没想到,一年多以后,又一个夏天,她们都像睡饱了觉一样,打个哈欠,伸个懒腰,抻胳膊蹬腿,旺旺盛盛地抽枝长叶,呼呼啦啦一天一个样。不多久阳台上就不能放了,我只好拖地时顺手拎起,随便把他们搁阳台的台台上。那台台在窗户边靠墙一端,又小又窄,又经常太阳晒着,得不断地挪来挪去,加上实在长得太快,我只好让她们各自搬家,另寻去处。几经挪移折腾,最终长久定居在以上三处。
仍是如没娘的孩子一般不招人疼,想起来就放点子水进去,有时忘了就很长时间不理会,直到某一天忽然发现叶子耷拉着无精打采,才想起还有这么些不会说话的孩子要照顾,于是就再给点补给。就这样有一搭没一搭的养着,她们竟然也就开开心心疯长起来。
许是小时候营养没跟上,耽搁了发育,这迟来的生长虽速度都够快,但高矮胖瘦并不均等。小书架上的藤细细长长,上面的叶子在藤一侧稀稀拉拉分布着,心形的叶面如列队的士兵,一顺儿地朝着卧室门,贪婪地吸收着从窗户穿过卧室射进来的阳光。因为没有强光的直射,这里虽然暗一些,但也空气流通,所以这株只是看起来略显瘦弱,气色倒也还不错,葱绿葱绿的。
书架上的两株则与这株截然不同。右边的可能是因为光照充足但又照得恰到好处,没有受强光伤害,所以长得藤粗叶肥,虽没有之前我印象中的那株茂密,但稀疏的卵形叶片也算优生优育。盆里的叶片大且深绿,油亮油亮,垂下的藤上叶片细长嫩绿,藤端抽出黄绿的芽,如新生的婴儿蜷曲着身子,小胳膊小腿儿小身板儿,扭动着,生长着,还看不出清晰的身形,但确实柔软水灵,令人心生爱怜。

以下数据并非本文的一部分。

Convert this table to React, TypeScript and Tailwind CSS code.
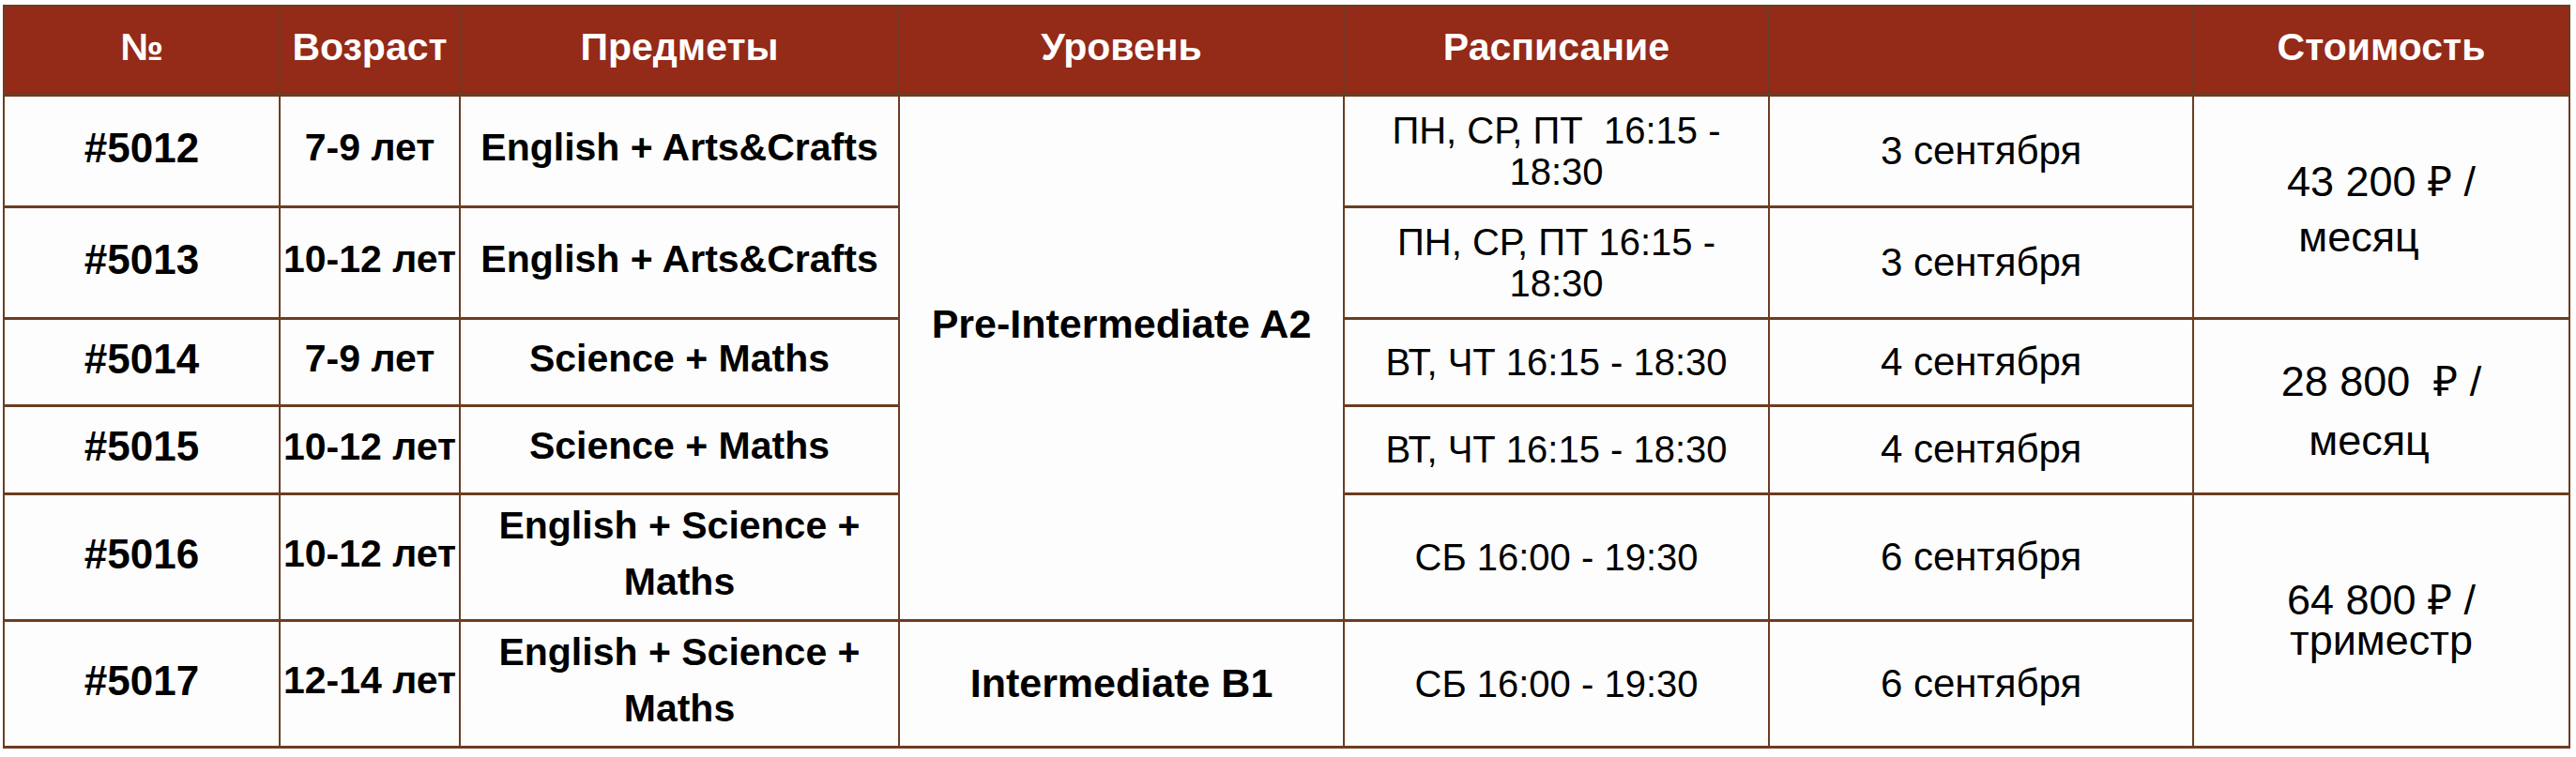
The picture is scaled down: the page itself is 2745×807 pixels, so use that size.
import React from "react";

const font = "font-['Liberation_Sans',Arial,sans-serif]";
const cell =
  "border-x-2 border-y-[3px] border-[#6b3d22] bg-[#fdfdfd] text-center align-middle p-0 text-black";
const head =
  "border-x-2 border-y-2 border-[#6b3d22] bg-[#942a18] text-center align-middle p-0 text-white font-bold text-[41px] leading-none";

const idC = `${cell} font-bold text-[44px] leading-none`;
const ageC = `${cell} font-bold text-[41px] leading-none whitespace-nowrap`;
const subjC = `${cell} font-bold text-[41px] leading-[60px] pb-[8px]`;
const schedC = `${cell} text-[40px] leading-[44px]`;
const dateC = `${cell} text-[42px] leading-none`;
const priceC = `${cell} text-[45px]`;

export default function App() {
  return (
    <div className={`${font} bg-white w-[2745px] h-[807px] pt-[5px] pl-[3px]`}>
      <table className="table-fixed border-collapse w-[2736px]">
        <colgroup>
          <col className="w-[294px]" />
          <col className="w-[192px]" />
          <col className="w-[468px]" />
          <col className="w-[474px]" />
          <col className="w-[453px]" />
          <col className="w-[452px]" />
          <col className="w-[401px]" />
        </colgroup>
        <thead>
          <tr className="h-[95px]">
            <th className={`${head} pb-[6px]`}>№</th>
            <th className={`${head} pb-[6px]`}>Возраст</th>
            <th className={`${head} pb-[6px]`}>Предметы</th>
            <th className={`${head} pb-[6px]`}>Уровень</th>
            <th className={`${head} pb-[6px]`}>Расписание</th>
            <th className={head}></th>
            <th className={`${head} pb-[6px]`}>Стоимость</th>
          </tr>
        </thead>
        <tbody>
          <tr className="h-[119px]">
            <td className={`${idC} pb-[6px]`}>#5012</td>
            <td className={`${ageC} pb-[6px]`}>7-9 лет</td>
            <td className={subjC}>English + Arts&amp;Crafts</td>
            <td rowSpan={5} className={`${cell} font-bold text-[43px] leading-none pb-[72px]`}>
              Pre-Intermediate A2
            </td>
            <td className={schedC}>
              <span className="whitespace-pre">{"ПН, СР, ПТ  16:15 -"}</span>
              <br />
              18:30
            </td>
            <td className={dateC}>3 сентября</td>
            <td rowSpan={2} className={`${priceC} leading-[59px] pt-[6px]`}>
              <div>43 200 ₽ /</div>
              <div className="pr-[48px]">месяц</div>
            </td>
          </tr>
          <tr className="h-[119px]">
            <td className={`${idC} pb-[6px]`}>#5013</td>
            <td className={`${ageC} pb-[6px]`}>10-12 лет</td>
            <td className={subjC}>English + Arts&amp;Crafts</td>
            <td className={schedC}>
              ПН, СР, ПТ 16:15 -
              <br />
              18:30
            </td>
            <td className={dateC}>3 сентября</td>
          </tr>
          <tr className="h-[93px]">
            <td className={`${idC} pb-[6px]`}>#5014</td>
            <td className={`${ageC} pb-[6px]`}>7-9 лет</td>
            <td className={subjC}>Science + Maths</td>
            <td className={schedC}>ВТ, ЧТ 16:15 - 18:30</td>
            <td className={dateC}>4 сентября</td>
            <td rowSpan={2} className={`${priceC} leading-[63px] pt-[10px]`}>
              <div className="whitespace-pre">{"28 800  ₽ /"}</div>
              <div className="pr-[26px]">месяц</div>
            </td>
          </tr>
          <tr className="h-[94px]">
            <td className={`${idC} pb-[6px]`}>#5015</td>
            <td className={`${ageC} pb-[6px]`}>10-12 лет</td>
            <td className={subjC}>Science + Maths</td>
            <td className={schedC}>ВТ, ЧТ 16:15 - 18:30</td>
            <td className={dateC}>4 сентября</td>
          </tr>
          <tr className="h-[135px]">
            <td className={`${idC} pb-[6px]`}>#5016</td>
            <td className={`${ageC} pb-[6px]`}>10-12 лет</td>
            <td className={subjC}>
              English + Science +
              <br />
              Maths
            </td>
            <td className={schedC}>СБ 16:00 - 19:30</td>
            <td className={dateC}>6 сентября</td>
            <td rowSpan={2} className={`${priceC} leading-[43px]`}>
              <div>64 800 ₽ /</div>
              <div>триместр</div>
            </td>
          </tr>
          <tr className="h-[135px]">
            <td className={`${idC} pb-[6px]`}>#5017</td>
            <td className={`${ageC} pb-[6px]`}>12-14 лет</td>
            <td className={subjC}>
              English + Science +
              <br />
              Maths
            </td>
            <td className={`${cell} font-bold text-[43px] leading-none`}>Intermediate B1</td>
            <td className={schedC}>СБ 16:00 - 19:30</td>
            <td className={dateC}>6 сентября</td>
          </tr>
        </tbody>
      </table>
    </div>
  );
}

那边的一株却没这般精神。想是长时间沐浴在日光中,青绿的叶子中时不时地夹杂着干枯的黄叶,像生病的孩子,藤蔓细细弱弱,悠悠地垂在桌面。我本想把她另找个地方安置,但忙这忙那,照顾老妈妈,心疼俩孩子,尽心尽责工作,还不忘温暖那只跟了我十多年的老狗,所以就把花的事放在最最后,只是想想,并没有付诸行动。还想着有那么两株也可以了,这株自生自灭,死了就死了吧!于是只不过偶尔路过,顺手把黄了的叶片摘下扔掉,再发黄了再枯坏了就再摘,这样摘来摘去,发现也就大不过如此,老株依旧生机盎然,并没有就要走的样子。于是想起了一句俗语“哼哼哼熬死腾腾腾”。

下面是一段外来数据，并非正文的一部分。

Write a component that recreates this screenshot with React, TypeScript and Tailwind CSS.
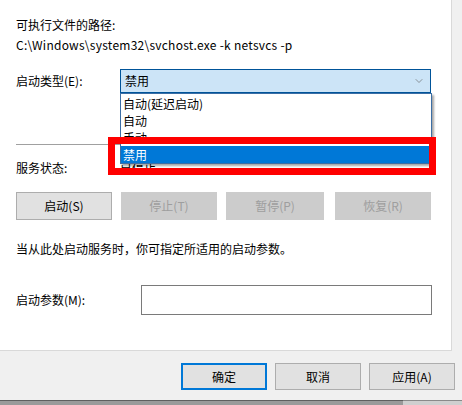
import { ChevronDown } from 'lucide-react';

const font = "font-['Segoe_UI','Noto_Sans_CJK_SC','Noto_Sans',sans-serif]";

interface BtnProps {
    label: string;
    disabled?: boolean;
    className?: string;
}

const ServiceButton = ({ label, disabled, className }: BtnProps) => (
    <div
        className={`h-[28px] flex items-center justify-center border text-[12px] ${
            disabled ? 'bg-[#cccccc] border-[#cccccc] text-[#9e9e9e]' : 'bg-[#e1e1e1] border-[#adadad] text-black'
        } ${className ?? ''}`}
    >
        {label}
    </div>
);

const FooterButton = ({ label, focused }: { label: string; focused?: boolean }) => (
    <div
        className={`h-[27px] w-[86px] flex items-center justify-center bg-[#e1e1e1] text-[12px] text-black ${
            focused ? 'border-2 border-[#0078d7]' : 'border border-[#adadad]'
        }`}
    >
        {label}
    </div>
);

const startupOptions = ['自动(延迟启动)', '自动', '手动', '禁用'];

export default function App() {
    return (
        <div className={`relative w-[462px] h-[405px] overflow-hidden bg-[#f0f0f0] text-black ${font}`}>
            <div className="flex h-[351px]">
                {/* general tab page */}
                <div className="w-[452px] bg-white border-r border-b border-[#d9d9d9] pl-[16px] pt-[17px] text-[12px] leading-[16px]">
                    <div>可执行文件的路径:</div>
                    <div className="mt-[4px] tracking-[0.25px]">C:\Windows\system32\svchost.exe -k netsvcs -p</div>

                    <div className="mt-[16px] flex items-center">
                        <span className="w-[104px]">启动类型(E):</span>
                        <div className="w-[311px] h-[24px] flex items-center justify-between bg-[#cce4f7] border border-[#005499] pl-[4px] pr-[5px]">
                            <span>禁用</span>
                            <ChevronDown className="w-[12px] h-[12px] text-[#606060]" strokeWidth={1.25} />
                        </div>
                    </div>

                    <div className="mt-[51px] mr-[20px] border-t border-[#a0a0a0]" />

                    <div className="mt-[15px] flex">
                        <span className="w-[104px]">服务状态:</span>
                        <span>已停止</span>
                    </div>

                    <div className="mt-[16px] flex">
                        <ServiceButton label="启动(S)" className="w-[96px]" />
                        <ServiceButton label="停止(T)" disabled className="w-[96px] ml-[9px]" />
                        <ServiceButton label="暂停(P)" disabled className="w-[98px] ml-[9px]" />
                        <ServiceButton label="恢复(R)" disabled className="w-[96px] ml-[11px]" />
                    </div>

                    <div className="mt-[21px]">当从此处启动服务时，你可指定所适用的启动参数。</div>

                    <div className="mt-[28px] flex items-center">
                        <span className="w-[125px]">启动参数(M):</span>
                        <div className="w-[291px] h-[30px] border border-[#7a7a7a] bg-white" />
                    </div>
                </div>
                <div className="flex-1 bg-[#f0f0f0]" />
            </div>

            {/* footer */}
            <div className="h-[49px] flex justify-end items-start pt-[12px] pr-[7px] gap-[8px]">
                <FooterButton label="确定" focused />
                <FooterButton label="取消" />
                <FooterButton label="应用(A)" />
            </div>
            <div className="flex h-[5px]">
                <div className="w-[403px] bg-[#9a9a9a] border-t border-[#5f5f5f]" />
                <div className="flex-1 bg-[#cfcfcf] border-t border-[#8a8a8a]" />
            </div>

            {/* open dropdown list */}
            <div className="absolute left-[120px] top-[93px] w-[312px] h-[71px] bg-white border border-[#3b6ea5] pt-[1px] shadow-[2px_2px_2px_rgba(0,0,0,0.35)] text-[12px] leading-[17px]">
                {startupOptions.map((opt, i) => (
                    <div
                        key={opt}
                        className={`h-[17px] pl-[2px] ${i === 3 ? 'bg-[#0078d7] text-white' : ''}`}
                    >
                        {opt}
                    </div>
                ))}
            </div>

            {/* annotation */}
            <div className="absolute left-[108px] top-[137px] w-[328px] h-[38px] border-[7px] border-[#ff0000]" />
        </div>
    );
}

长势良好的那株,伸展的粗藤迅速垂下,流到地面,眼看着就要在地上继续前进,妨碍拖地走路。我只好把她轻轻抬起,踩个板凳,小心地绕过花盆,指引着她转个方向,向着另一端的那盆看齐。过了些天,长的蔓子追上了那边的藤,绕过另一边的花盆,向着阳光灿烂处延伸,从柜顶垂下,与瘦弱的一株合在一起,分不出你的我的。而她的老家处又生出新的藤蔓,沿着熟悉的路径,向着柜的另一侧攀爬直下,现在又已经快接近地面了。
我走过去,轻轻捏了捏阳光中的藤枝,有点硬有点结实,原来被掐过的黄叶叶柄底端长出了一截突起,如截肢的手臂,虽有些丑陋但幸好不再有病,幸好生命还在!
我说,先不着急扔掉,就这样养着吧!也只有这样执着顽强的植物,在这样极其简陋的温室里,在这样毫不经心的照料中,能够长得这样好!